特に、消費電力の低さが最大のおすすめポイント。昨今のように電気代が高騰する中、消費電力の低さはモデル選びをする上でかなり大きなポイントになります。石油ファンヒーターで唯一、DCモーターを採用することで業界No.1の低消費電力を実現したことが今後も需要の高まりに繋がると思います。
また、石油ファンヒーターはリビングなどの居住空間で使用する家電であり、どうしても気になるのが運転音の大きさです。ダイニチは燃焼方式の都合から、バーナーのような燃焼音が大きく聴こえます。対して、コロナの石油ファンヒーターは火力調節幅が広くて弱火力をとても小さくできるので、最小火力時の運転音はほぼ無音に近いレベルです。

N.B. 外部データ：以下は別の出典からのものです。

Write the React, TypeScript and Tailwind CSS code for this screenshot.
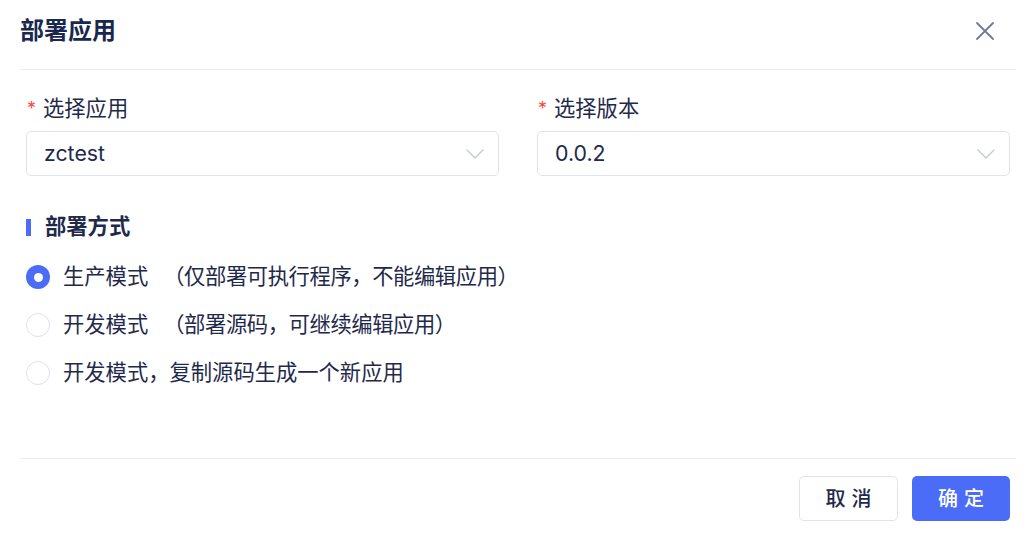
import { useState } from "react";

const font = { fontFamily: '"Inter", "Noto Sans CJK SC", sans-serif' };

function Chevron() {
  return (
    <svg width="18" height="10" viewBox="0 0 18 10" fill="none">
      <path d="M1 1l8 8 8-8" stroke="#c3c9d6" strokeWidth="1.4" strokeLinecap="round" strokeLinejoin="round" />
    </svg>
  );
}

function Field({ label, value }: { label: string; value: string }) {
  return (
    <div className="flex-1 flex flex-col">
      <div className="h-[28px] flex items-center text-[21.3px] text-[#1f2a4b]">
        <span className="text-[#f0503f] text-[18px] w-[17px] pl-[1px] -mt-[2px]">*</span>
        <span>{label}</span>
      </div>
      <div className="mt-[8px] h-[45px] border border-[#dfe3ec] rounded-[5px] flex items-center justify-between pl-[17px] pr-[14px] text-[21.3px] text-[#1f2a4b]">
        <span>{value}</span>
        <Chevron />
      </div>
    </div>
  );
}

const options = [
  { main: "生产模式", note: "（仅部署可执行程序，不能编辑应用）" },
  { main: "开发模式", note: "（部署源码，可继续编辑应用）" },
  { main: "开发模式，复制源码生成一个新应用", note: "" },
];

export default function App() {
  const [mode, setMode] = useState(0);

  return (
    <div className="w-[1032px] h-[542px] bg-white flex flex-col" style={font}>
      <div className="ml-5 mr-4 h-[70px] border-b border-[#e9ecf3] flex items-center justify-between pb-[8px]">
        <h1 className="text-[24px] font-semibold text-[#1a2850]">部署应用</h1>
        <svg width="20" height="20" viewBox="0 0 20 20" className="mr-[21px]">
          <path d="M2 2l16 16M18 2L2 18" stroke="#6e7b98" strokeWidth="1.8" strokeLinecap="round" />
        </svg>
      </div>

      <div className="flex-1 pl-[26px] pr-[22px] pt-[25px]">
        <div className="flex gap-[38px]">
          <Field label="选择应用" value="zctest" />
          <Field label="选择版本" value="0.0.2" />
        </div>

        <div className="mt-[37px] h-[28px] flex items-center">
          <span className="w-[5px] h-[17px] bg-[#4a6cf7] mr-[14px]" />
          <span className="text-[21.3px] font-semibold text-[#1f2a4b]">部署方式</span>
        </div>

        <div className="mt-[12px] flex flex-col">
          {options.map((o, i) => (
            <label key={i} className="h-[48px] flex items-center cursor-pointer" onClick={() => setMode(i)}>
              {mode === i ? (
                <span className="w-[24px] h-[24px] rounded-full bg-[#4a6cf7] flex items-center justify-center">
                  <span className="w-[9px] h-[9px] rounded-full bg-white" />
                </span>
              ) : (
                <span className="w-[24px] h-[24px] rounded-full border-[1.5px] border-[#dde2ec] bg-white" />
              )}
              <span className="ml-[13px] text-[21.3px] text-[#1f2a4b]">{o.main}</span>
              {o.note && (
                <span className="ml-[15px] text-[21.3px] text-[#1f2a4b] tracking-[-0.4px]">{o.note}</span>
              )}
            </label>
          ))}
        </div>
      </div>

      <div className="ml-5 mr-4 border-t border-[#e9ecf3] h-[84px] flex items-start justify-end gap-[14px] pt-[17px] pr-[6px]">
        <button className="w-[99px] h-[45px] border-[1.5px] border-[#dfe3ec] rounded-[5px] bg-white text-[20px] font-medium text-[#1f2a4b] tracking-[6px] pl-[6px]">
          取消
        </button>
        <button className="w-[98px] h-[45px] rounded-[5px] bg-[#4a6cf7] text-[20px] font-medium text-white tracking-[6px] pl-[6px]">
          确定
        </button>
      </div>
    </div>
  );
}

消費電力の低さ、運転音の小ささを筆頭に弱点が少ないことから、ダイニチよりもコロナの石油ファンヒーターをおすすめします。
その他にも
こんなタイプの人はこのメーカーがおすすめというのを下記に書きだしましたので、参考までにチェックしてみてください。
・電気代を気にしない人 → ダイニチ
・着火が早ければいい人 → ダイニチ
・電気代を抑えたい人 → トヨトミ・コロナ
・長期的費用を考えられる人 → コロナ・トヨトミ
・持ち越し灯油を使いたい人 → トヨトミ
・音が静かな方がいい → コロナ
・臭いが気になる人 → ダイニチ・コロナ
おすすめのメーカー以外にも、石油ファンヒーターについては下記の記事でまとめています。石油ファンヒーターの購入を検討している人はチェックしてみてください。
石油ファンヒーターのメーカー比較のまとめ
今回のように冷静に比較すると疑問を抱くのが、なぜダイニチが現状シェアNo.1なのかということです。性能・機能・使い勝手を見ると、トータル的にコロナやトヨトミの方が良いのではと思う人も少なくないはずです。
しかし、石油ファンヒーターを購入する際に事細かに性能を比較する人がどれだけいるかと言われたら少ないかもしれません。特に細かいことは考えていない人にとって、着火時間が早い・部屋がすぐ暖まる・シェアNo1と言われたらダイニチを選んでしまうのも分かります。
ですが、この記事を読まれた方はダイニチがすべて良いのかというと全く違うということが既にお分かりだと思います。3社ともそれぞれ良い面があって、弱点となる点もあります。だからこそ、各社の弱点をまず比較した中で、ご自身の考えに合う石油ファンヒーターを選んでもらえれば良いと思います。